Speaking of redundant garbage, I hope you enjoy shooting the same dudes in the same way on the same map (unless you’re a masochist who actually plays on Dustbowl, no not that one) with the same vehicles and the same game mode all day long, because that’s what we’re going to dooooo. Even with other bare – bones games like Quake, where the mechanics are streamlined to a pitch – perfect hardcore thrill ride, there is enough variety in what you can do with what you have which makes them worth while. Indeed, if more games would copy Quake instead of Battlefield, we would be in a much better place, as we would be if rappers would copy Outkast instead of Drake.
I recall a story from David Ogilvy saying why he never advertised for associations, as when he was offered to pitch to a Rayon manufacturers group. He asked three question: “How many uses for Rayon will we have to advertise, how many members must approve the advertisements, and how much money do we have?” The answers: eight uses, twelve companies, and $600,000. He walked out in thirty seconds. As he describes such associations: “Too many goals, too many masters, and too little money…”

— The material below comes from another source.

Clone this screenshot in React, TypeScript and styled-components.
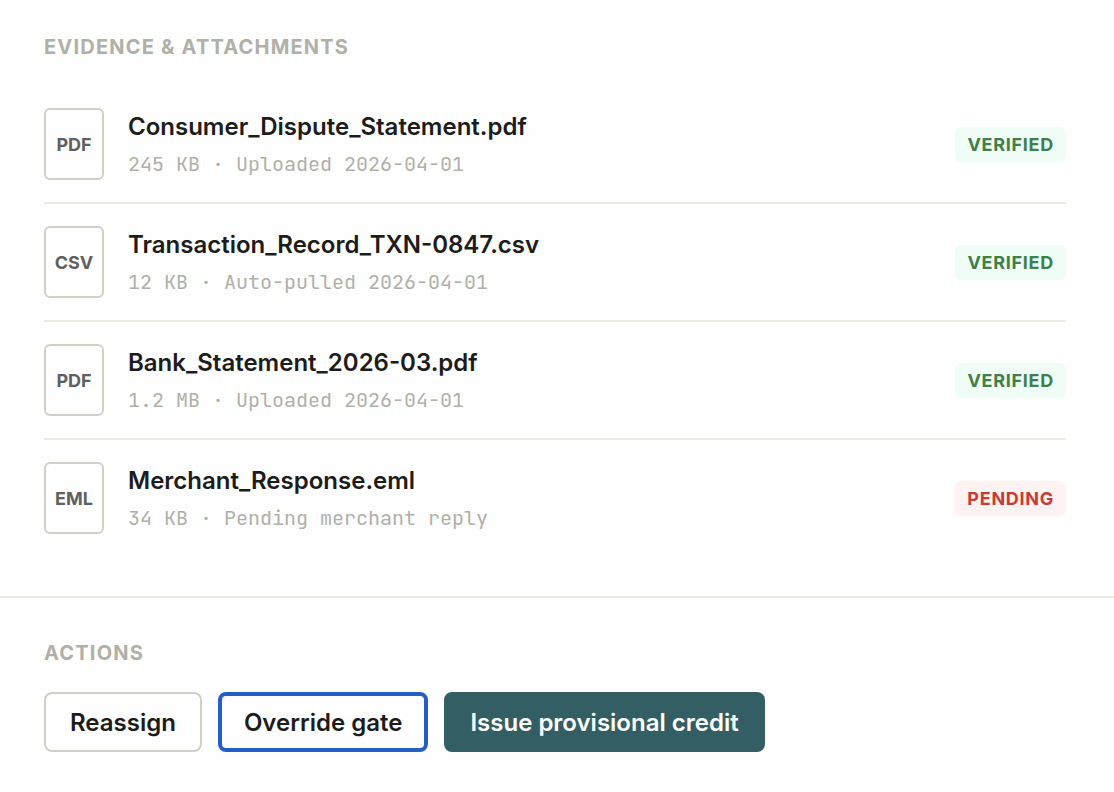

With this game, there are too many weapons, too many bots, too large maps, but not enough gameplay. Even with the illusion of freedom provided, the actual game revolves around running up to enemies, shooting them all in the head, pray they don’t shoot you, and stand near flags for thirty seconds. It is a game well – endowed by what it has, but impotent in the fundamentals. It is better to have half as much stuff if one earns double the enjoyment out of it, for the flame which burns brightest will always be awe – some, while the flame which burns longest will simply stay in the background.